§ WHAT YOU NEED TO DO
Give back a single number, the count of lines containing the word "page".

§ THE INPUT
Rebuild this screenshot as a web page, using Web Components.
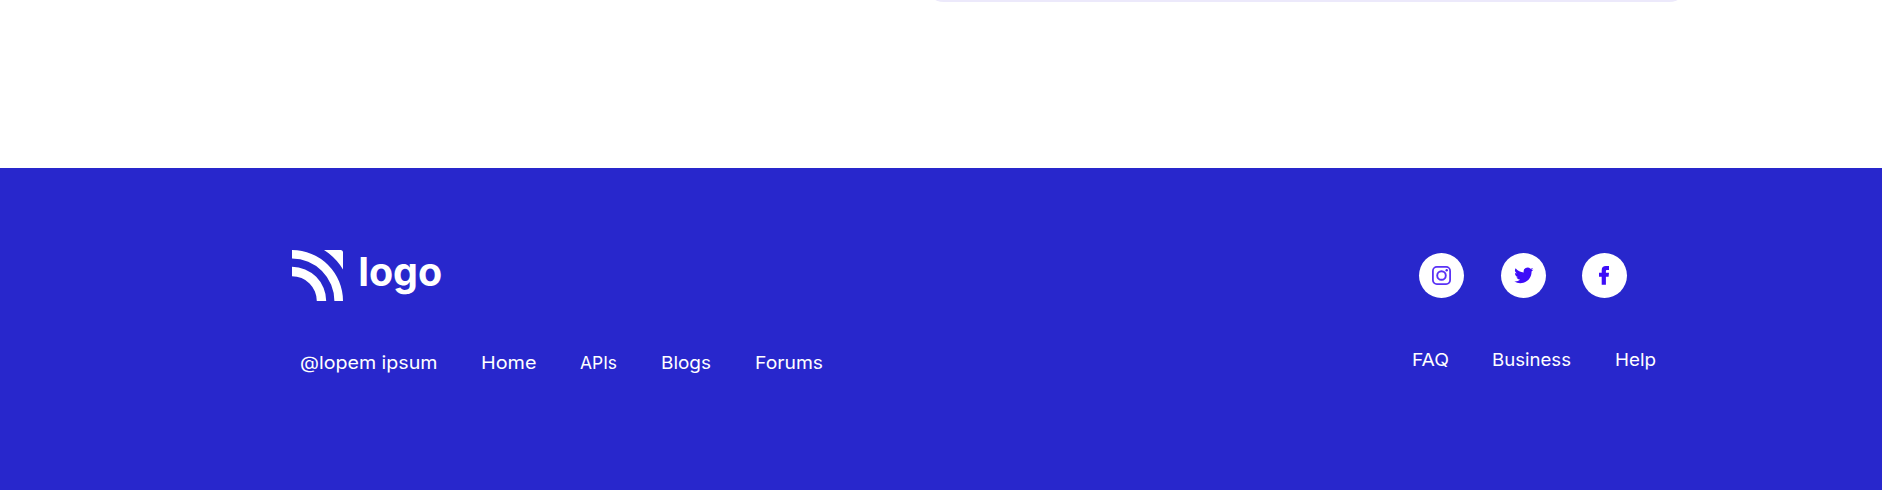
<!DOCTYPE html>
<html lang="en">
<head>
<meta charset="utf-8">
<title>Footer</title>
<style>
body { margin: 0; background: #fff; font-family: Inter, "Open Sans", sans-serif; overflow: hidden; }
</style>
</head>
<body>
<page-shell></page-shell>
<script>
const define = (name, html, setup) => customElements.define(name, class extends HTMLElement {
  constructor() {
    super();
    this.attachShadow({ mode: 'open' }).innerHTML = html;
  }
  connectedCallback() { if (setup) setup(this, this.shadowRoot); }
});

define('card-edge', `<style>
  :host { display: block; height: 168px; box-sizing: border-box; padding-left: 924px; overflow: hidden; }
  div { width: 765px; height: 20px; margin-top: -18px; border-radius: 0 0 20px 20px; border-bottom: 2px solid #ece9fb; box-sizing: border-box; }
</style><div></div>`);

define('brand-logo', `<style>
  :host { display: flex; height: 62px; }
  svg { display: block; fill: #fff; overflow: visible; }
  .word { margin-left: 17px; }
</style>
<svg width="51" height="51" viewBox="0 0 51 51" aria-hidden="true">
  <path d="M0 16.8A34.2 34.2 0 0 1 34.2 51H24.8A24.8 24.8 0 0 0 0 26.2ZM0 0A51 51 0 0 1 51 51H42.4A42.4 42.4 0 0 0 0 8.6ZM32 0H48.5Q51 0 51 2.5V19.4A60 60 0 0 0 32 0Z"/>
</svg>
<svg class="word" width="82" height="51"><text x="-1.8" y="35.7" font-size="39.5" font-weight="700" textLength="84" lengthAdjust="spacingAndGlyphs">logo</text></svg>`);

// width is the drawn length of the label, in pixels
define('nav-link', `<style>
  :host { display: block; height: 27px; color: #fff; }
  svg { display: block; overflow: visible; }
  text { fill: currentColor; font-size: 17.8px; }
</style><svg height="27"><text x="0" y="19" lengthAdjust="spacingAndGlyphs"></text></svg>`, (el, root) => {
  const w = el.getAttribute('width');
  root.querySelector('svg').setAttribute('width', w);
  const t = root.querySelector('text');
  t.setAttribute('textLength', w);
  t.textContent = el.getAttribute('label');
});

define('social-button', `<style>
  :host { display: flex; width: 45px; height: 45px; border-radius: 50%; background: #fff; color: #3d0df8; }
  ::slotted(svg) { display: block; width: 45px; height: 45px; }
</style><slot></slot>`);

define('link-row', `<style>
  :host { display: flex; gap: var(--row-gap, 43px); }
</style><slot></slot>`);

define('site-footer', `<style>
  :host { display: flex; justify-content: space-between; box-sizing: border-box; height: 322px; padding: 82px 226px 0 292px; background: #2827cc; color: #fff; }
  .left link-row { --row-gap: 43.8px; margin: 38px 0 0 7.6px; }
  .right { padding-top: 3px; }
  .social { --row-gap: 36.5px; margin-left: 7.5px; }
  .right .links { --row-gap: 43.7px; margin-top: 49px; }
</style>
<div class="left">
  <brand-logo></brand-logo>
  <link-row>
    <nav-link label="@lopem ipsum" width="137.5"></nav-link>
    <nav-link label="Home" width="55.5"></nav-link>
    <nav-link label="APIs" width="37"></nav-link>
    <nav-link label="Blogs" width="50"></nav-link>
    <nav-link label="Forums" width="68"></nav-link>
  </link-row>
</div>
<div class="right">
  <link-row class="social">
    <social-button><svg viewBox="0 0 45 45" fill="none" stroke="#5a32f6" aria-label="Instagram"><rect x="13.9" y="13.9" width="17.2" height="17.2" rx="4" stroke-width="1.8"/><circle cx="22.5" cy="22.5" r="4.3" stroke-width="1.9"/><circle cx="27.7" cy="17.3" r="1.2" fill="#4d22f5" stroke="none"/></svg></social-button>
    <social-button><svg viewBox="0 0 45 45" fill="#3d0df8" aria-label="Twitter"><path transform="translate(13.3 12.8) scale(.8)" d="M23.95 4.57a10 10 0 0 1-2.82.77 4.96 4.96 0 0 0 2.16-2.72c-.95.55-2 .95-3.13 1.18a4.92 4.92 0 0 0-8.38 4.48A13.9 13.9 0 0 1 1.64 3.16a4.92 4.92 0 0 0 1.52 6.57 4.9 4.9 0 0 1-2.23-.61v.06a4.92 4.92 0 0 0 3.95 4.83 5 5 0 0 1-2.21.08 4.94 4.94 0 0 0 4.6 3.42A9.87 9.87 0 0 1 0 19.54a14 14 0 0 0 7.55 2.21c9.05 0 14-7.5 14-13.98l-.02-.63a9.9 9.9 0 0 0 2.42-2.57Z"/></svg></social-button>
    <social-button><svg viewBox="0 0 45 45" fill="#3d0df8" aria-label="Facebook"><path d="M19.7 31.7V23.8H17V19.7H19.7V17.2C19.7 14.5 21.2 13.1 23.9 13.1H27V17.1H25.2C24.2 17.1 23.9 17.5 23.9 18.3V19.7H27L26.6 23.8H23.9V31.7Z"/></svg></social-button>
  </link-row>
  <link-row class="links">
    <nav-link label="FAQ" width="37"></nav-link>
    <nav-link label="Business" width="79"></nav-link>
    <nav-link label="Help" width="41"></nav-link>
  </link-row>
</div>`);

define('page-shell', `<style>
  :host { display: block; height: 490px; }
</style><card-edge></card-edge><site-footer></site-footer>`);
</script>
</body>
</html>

* * *

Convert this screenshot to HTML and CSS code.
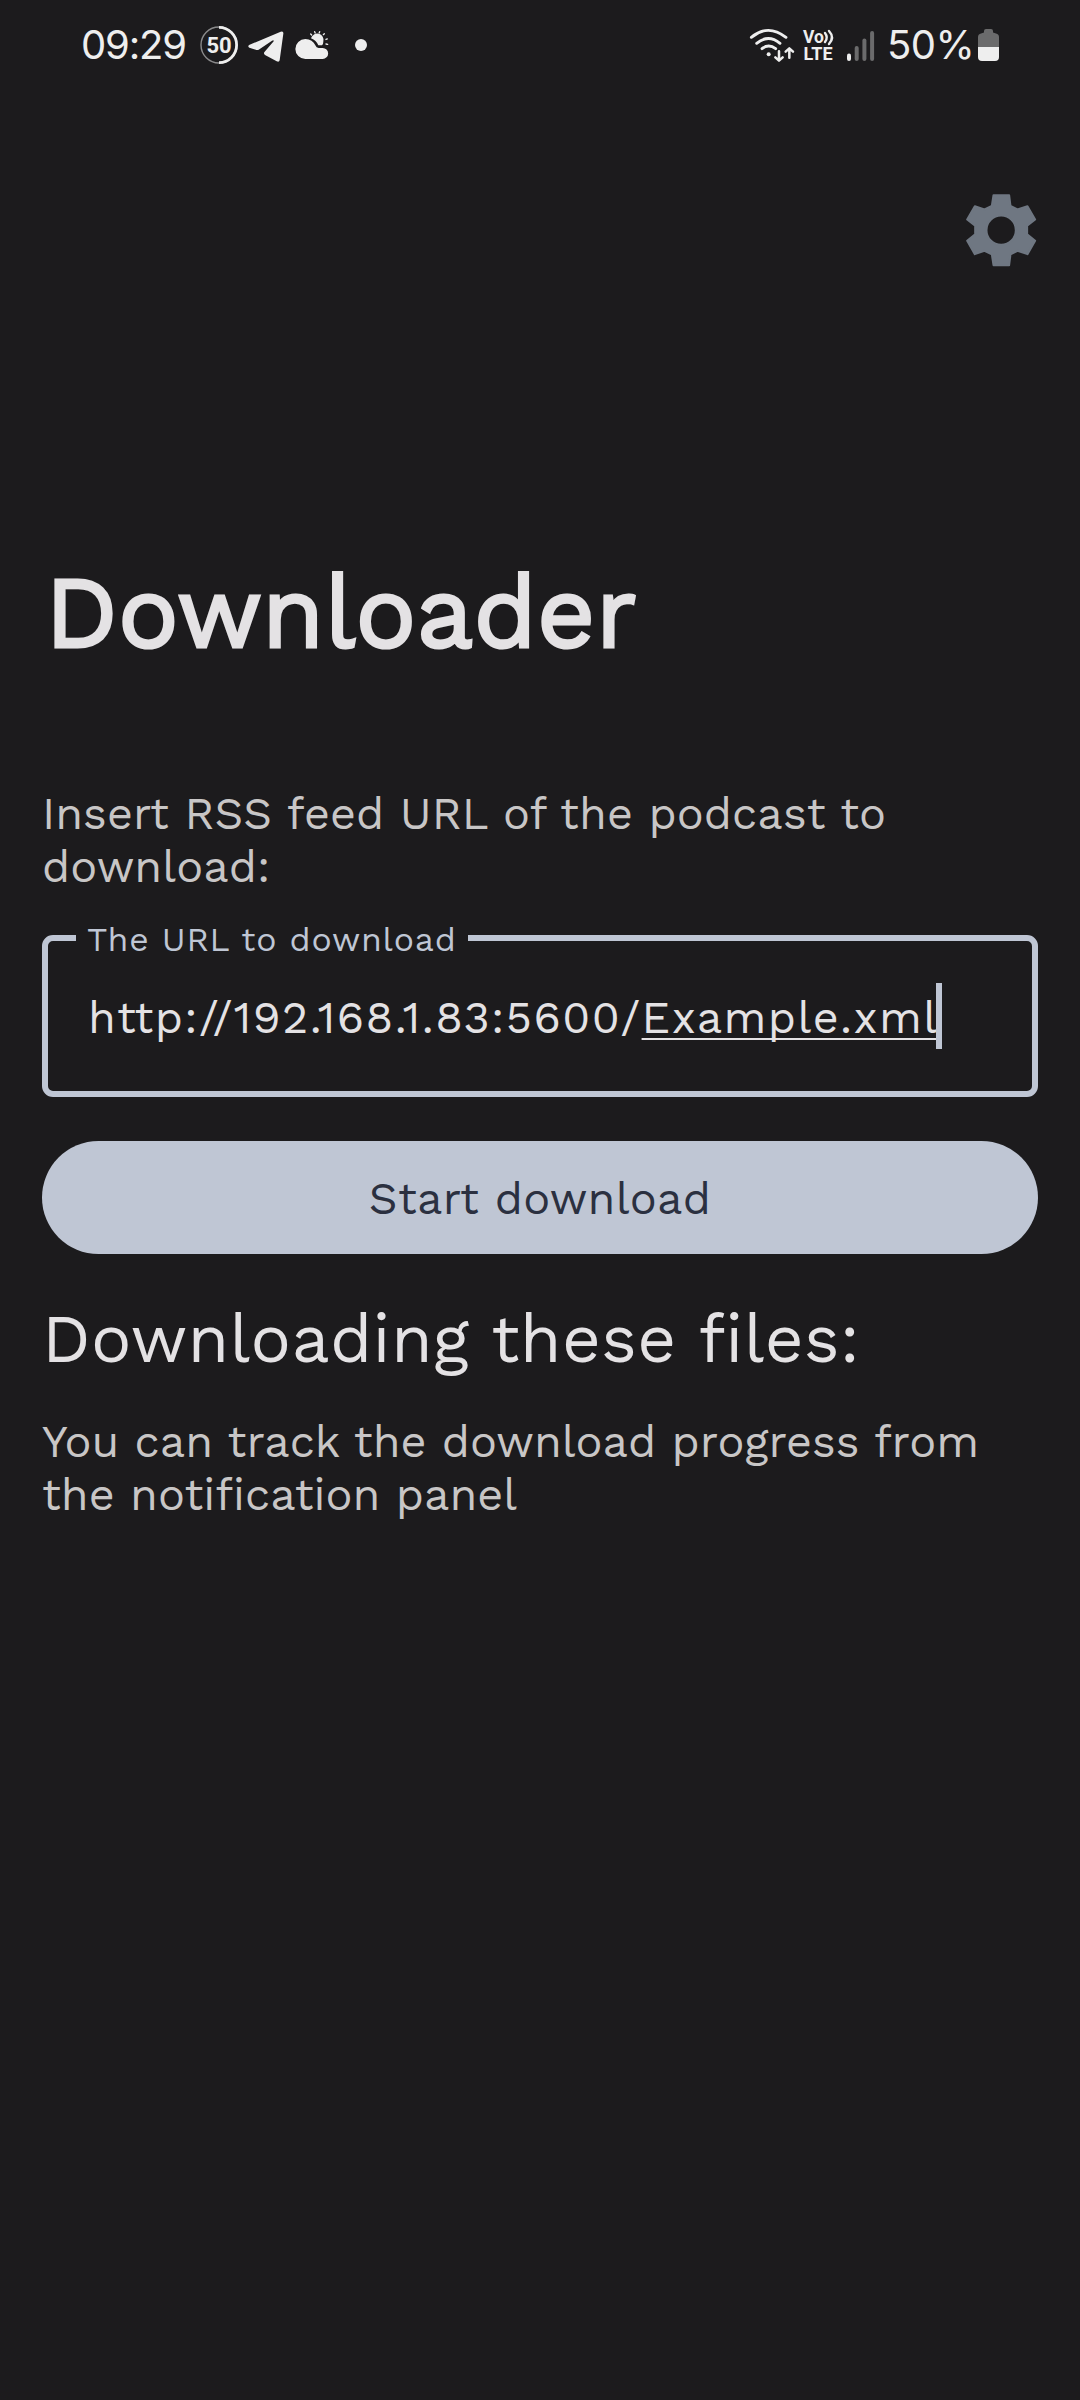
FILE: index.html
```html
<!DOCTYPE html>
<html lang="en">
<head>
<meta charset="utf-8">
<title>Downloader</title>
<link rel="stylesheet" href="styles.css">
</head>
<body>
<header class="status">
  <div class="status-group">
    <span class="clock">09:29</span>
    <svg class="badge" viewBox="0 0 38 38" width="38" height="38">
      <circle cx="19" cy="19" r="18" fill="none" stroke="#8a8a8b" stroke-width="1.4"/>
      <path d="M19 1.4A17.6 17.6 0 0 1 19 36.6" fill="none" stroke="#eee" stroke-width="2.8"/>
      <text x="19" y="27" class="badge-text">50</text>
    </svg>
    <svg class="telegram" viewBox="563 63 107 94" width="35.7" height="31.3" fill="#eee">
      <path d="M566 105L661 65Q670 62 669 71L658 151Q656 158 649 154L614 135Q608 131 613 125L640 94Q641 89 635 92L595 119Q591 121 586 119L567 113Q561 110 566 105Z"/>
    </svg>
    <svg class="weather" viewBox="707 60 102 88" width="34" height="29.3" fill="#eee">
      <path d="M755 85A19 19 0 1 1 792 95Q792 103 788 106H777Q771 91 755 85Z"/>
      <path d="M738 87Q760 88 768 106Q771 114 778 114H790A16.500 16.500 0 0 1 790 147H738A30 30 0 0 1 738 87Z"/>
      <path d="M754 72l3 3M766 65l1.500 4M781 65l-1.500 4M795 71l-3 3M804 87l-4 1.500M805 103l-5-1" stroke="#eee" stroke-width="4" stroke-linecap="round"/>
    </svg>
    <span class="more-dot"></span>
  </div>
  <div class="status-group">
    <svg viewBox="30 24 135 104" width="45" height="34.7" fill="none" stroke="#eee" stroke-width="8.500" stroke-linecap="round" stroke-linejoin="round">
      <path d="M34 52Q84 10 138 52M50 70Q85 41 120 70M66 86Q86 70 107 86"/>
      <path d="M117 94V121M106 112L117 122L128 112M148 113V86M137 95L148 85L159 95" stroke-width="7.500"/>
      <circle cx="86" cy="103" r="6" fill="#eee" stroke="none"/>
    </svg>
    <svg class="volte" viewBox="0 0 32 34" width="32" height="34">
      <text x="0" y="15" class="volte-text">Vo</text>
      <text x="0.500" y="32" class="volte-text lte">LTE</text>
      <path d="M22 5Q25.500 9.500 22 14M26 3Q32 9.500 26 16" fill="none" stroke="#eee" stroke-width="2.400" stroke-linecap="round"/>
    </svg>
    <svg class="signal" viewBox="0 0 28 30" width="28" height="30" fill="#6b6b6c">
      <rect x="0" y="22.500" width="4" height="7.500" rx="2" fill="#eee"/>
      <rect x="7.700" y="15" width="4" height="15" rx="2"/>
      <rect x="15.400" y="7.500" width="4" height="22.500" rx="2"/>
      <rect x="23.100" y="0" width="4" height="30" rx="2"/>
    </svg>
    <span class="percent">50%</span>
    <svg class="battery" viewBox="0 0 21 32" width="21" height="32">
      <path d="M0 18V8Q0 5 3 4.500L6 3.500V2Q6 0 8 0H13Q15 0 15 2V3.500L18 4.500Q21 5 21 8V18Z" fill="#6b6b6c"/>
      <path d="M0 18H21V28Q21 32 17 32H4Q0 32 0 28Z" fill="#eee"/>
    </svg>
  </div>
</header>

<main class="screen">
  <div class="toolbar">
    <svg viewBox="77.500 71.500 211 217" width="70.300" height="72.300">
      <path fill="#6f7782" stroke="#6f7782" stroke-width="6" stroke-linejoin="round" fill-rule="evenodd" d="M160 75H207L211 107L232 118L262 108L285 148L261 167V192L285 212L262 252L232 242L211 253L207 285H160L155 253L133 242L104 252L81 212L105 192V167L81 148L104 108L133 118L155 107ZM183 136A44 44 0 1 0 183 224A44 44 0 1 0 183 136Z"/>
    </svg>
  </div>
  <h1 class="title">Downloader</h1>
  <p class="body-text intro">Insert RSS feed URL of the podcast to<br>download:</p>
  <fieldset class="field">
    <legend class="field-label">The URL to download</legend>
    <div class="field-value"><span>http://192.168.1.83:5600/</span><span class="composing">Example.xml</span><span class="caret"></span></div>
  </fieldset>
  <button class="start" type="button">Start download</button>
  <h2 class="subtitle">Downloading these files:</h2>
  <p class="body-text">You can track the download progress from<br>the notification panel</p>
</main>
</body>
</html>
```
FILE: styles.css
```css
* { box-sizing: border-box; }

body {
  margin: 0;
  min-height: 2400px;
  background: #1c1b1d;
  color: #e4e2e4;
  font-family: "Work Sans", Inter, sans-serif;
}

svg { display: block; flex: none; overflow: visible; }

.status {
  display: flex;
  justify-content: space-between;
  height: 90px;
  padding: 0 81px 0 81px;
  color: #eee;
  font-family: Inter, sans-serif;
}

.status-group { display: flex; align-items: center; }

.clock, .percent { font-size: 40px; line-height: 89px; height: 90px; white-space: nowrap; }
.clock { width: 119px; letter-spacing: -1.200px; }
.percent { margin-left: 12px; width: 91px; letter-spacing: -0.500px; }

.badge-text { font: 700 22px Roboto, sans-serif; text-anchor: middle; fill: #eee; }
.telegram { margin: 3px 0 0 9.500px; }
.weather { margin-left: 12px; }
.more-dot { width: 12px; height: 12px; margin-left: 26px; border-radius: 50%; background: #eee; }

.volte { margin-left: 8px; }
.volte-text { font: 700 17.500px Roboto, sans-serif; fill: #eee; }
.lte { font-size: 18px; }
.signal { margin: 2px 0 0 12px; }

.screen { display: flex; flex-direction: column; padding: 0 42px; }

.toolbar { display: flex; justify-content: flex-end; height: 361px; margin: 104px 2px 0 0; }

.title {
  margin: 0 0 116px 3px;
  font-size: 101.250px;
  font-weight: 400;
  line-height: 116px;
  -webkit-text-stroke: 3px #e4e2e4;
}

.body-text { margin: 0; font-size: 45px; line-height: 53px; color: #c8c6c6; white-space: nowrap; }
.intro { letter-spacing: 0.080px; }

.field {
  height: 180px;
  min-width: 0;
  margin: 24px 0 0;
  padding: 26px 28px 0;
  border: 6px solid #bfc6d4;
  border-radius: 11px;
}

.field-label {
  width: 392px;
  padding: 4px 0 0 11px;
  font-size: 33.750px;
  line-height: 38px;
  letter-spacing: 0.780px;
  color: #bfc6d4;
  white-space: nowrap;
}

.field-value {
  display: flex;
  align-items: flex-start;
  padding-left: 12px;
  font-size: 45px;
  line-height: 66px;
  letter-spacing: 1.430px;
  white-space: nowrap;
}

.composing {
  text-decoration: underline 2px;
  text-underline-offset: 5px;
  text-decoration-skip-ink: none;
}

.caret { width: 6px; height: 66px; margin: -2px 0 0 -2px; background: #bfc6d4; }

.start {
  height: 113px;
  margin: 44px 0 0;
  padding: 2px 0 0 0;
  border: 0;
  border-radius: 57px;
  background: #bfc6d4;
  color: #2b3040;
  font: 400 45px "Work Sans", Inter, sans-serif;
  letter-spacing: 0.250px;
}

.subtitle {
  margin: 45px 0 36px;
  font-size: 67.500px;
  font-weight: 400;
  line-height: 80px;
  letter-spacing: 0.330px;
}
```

§ PROBLEM SOLUTION
3